Written request :: Count the lines below that contain the word "index", and give only that number.

--- BEGIN ---

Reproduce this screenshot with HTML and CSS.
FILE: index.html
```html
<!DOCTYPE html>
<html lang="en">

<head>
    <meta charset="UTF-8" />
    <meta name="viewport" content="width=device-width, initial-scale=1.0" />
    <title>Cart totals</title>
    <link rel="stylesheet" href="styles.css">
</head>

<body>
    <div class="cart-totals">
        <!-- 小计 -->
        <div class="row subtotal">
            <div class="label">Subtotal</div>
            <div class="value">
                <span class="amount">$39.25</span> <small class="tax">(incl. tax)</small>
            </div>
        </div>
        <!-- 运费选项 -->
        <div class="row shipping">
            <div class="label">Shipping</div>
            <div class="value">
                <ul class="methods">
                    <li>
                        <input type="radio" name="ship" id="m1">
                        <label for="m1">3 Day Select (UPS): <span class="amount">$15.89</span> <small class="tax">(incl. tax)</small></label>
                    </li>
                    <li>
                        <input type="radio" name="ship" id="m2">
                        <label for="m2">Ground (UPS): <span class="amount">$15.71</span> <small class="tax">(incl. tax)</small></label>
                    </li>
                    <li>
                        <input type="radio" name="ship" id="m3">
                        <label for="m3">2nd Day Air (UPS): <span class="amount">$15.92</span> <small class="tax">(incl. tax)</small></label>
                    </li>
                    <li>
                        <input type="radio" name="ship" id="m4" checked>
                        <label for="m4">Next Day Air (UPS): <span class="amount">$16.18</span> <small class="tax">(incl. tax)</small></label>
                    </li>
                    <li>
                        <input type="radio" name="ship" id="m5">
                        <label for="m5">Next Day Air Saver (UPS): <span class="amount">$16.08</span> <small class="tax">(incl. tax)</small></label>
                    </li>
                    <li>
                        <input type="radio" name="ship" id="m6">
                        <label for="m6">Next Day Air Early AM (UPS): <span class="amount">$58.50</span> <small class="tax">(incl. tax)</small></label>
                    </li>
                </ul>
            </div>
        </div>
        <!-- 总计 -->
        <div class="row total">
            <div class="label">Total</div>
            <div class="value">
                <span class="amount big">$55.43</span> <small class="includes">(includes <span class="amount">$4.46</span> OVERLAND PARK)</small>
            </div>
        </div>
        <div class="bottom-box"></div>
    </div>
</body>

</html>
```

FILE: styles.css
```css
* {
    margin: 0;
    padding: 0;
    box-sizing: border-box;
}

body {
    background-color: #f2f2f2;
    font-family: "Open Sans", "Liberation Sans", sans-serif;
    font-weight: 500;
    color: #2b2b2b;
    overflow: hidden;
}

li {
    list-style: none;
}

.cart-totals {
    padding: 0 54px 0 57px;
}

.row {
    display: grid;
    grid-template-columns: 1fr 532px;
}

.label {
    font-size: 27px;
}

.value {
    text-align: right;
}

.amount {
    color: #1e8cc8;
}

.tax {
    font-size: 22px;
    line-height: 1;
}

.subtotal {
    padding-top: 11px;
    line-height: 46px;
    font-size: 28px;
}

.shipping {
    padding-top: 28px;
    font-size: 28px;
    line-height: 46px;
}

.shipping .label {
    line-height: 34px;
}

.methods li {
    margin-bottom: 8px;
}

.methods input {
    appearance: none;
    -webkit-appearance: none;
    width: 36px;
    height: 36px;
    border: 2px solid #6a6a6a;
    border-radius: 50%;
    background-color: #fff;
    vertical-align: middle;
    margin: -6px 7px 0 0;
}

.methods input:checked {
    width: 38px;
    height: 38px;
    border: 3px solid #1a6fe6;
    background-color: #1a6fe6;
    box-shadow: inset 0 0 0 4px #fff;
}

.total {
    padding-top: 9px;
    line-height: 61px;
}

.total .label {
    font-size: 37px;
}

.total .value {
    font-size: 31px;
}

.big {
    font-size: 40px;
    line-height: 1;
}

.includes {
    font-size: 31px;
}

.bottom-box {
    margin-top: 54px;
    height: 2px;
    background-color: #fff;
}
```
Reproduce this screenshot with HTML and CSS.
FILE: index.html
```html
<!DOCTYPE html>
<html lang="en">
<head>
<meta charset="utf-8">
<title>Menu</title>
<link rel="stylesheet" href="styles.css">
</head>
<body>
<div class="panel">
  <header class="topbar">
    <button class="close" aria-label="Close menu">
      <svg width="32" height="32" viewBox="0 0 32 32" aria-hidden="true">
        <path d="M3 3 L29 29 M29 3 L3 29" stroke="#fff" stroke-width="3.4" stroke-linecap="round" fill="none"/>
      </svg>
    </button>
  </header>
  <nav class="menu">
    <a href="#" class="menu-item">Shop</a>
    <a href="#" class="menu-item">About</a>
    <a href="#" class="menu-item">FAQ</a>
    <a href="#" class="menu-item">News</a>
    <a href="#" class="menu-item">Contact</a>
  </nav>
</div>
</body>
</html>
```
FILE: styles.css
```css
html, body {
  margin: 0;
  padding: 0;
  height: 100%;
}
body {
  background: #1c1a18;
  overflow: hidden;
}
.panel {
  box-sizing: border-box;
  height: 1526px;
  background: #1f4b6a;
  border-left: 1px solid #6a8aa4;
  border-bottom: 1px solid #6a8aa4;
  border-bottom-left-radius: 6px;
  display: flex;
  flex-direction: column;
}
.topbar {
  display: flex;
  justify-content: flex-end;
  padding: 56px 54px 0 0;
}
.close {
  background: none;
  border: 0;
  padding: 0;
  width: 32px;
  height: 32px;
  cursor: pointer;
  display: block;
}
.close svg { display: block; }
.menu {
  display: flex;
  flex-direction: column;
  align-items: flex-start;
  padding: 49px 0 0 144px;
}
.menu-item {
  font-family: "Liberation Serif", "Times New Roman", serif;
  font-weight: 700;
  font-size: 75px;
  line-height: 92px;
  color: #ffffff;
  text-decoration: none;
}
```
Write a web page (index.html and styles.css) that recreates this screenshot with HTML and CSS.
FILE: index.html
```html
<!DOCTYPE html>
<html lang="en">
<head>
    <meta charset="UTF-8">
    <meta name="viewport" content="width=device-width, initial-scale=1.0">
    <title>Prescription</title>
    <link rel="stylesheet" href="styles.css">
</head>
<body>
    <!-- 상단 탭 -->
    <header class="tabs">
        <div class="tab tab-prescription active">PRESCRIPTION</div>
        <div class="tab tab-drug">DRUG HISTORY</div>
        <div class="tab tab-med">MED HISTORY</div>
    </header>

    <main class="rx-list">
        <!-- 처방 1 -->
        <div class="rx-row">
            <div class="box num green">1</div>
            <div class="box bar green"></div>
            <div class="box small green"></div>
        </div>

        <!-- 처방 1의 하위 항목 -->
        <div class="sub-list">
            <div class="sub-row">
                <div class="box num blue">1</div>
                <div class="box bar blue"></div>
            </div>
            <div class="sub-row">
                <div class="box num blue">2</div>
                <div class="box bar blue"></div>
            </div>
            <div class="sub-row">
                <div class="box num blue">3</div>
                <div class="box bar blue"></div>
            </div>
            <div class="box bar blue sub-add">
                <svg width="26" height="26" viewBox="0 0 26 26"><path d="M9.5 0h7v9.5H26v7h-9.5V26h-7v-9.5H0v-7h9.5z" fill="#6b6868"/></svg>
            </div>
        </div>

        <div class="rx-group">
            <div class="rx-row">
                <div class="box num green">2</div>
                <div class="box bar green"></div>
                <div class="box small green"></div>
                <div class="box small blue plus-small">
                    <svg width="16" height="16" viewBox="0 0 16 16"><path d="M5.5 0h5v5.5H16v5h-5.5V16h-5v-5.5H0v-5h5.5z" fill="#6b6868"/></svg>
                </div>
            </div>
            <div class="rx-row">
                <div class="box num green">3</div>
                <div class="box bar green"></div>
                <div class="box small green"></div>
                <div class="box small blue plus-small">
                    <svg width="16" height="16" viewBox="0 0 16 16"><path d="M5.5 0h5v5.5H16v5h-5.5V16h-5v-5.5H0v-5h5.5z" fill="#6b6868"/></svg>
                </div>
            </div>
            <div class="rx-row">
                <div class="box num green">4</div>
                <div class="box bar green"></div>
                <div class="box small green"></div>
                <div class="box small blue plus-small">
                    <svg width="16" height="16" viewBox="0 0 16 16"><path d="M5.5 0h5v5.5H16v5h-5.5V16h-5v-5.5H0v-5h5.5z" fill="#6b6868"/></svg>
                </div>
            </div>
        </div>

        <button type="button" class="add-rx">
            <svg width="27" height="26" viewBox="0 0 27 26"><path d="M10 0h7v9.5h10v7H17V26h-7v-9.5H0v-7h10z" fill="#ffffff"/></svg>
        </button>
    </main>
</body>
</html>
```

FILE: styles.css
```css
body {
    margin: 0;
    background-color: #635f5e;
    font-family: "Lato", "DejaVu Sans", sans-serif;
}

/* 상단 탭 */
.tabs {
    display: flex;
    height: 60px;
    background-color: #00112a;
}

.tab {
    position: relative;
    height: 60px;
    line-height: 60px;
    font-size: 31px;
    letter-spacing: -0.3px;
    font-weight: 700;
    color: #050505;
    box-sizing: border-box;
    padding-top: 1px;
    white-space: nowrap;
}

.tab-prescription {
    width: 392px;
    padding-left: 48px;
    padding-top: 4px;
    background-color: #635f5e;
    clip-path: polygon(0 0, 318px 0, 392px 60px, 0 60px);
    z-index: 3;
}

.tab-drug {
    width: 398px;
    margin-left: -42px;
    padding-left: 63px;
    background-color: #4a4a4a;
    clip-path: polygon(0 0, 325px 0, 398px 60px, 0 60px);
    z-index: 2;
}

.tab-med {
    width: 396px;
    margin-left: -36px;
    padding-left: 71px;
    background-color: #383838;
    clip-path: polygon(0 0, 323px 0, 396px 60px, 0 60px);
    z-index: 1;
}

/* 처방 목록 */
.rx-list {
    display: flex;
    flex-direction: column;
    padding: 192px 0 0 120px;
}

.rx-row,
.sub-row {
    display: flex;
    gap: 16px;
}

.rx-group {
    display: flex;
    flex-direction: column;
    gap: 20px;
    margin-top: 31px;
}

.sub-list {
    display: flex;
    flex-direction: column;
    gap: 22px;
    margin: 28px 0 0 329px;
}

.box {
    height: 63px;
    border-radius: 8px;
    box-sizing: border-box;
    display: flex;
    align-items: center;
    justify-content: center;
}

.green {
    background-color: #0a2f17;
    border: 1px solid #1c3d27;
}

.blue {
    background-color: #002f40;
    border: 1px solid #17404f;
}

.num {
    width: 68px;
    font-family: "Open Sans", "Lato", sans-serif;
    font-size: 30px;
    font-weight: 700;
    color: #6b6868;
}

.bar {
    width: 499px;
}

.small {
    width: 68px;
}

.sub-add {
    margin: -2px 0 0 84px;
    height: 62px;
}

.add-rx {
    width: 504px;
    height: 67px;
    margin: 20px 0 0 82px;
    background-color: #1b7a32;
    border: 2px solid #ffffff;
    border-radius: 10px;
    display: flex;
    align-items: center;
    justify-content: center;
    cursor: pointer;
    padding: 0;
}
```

--- END ---

The completed task :: 7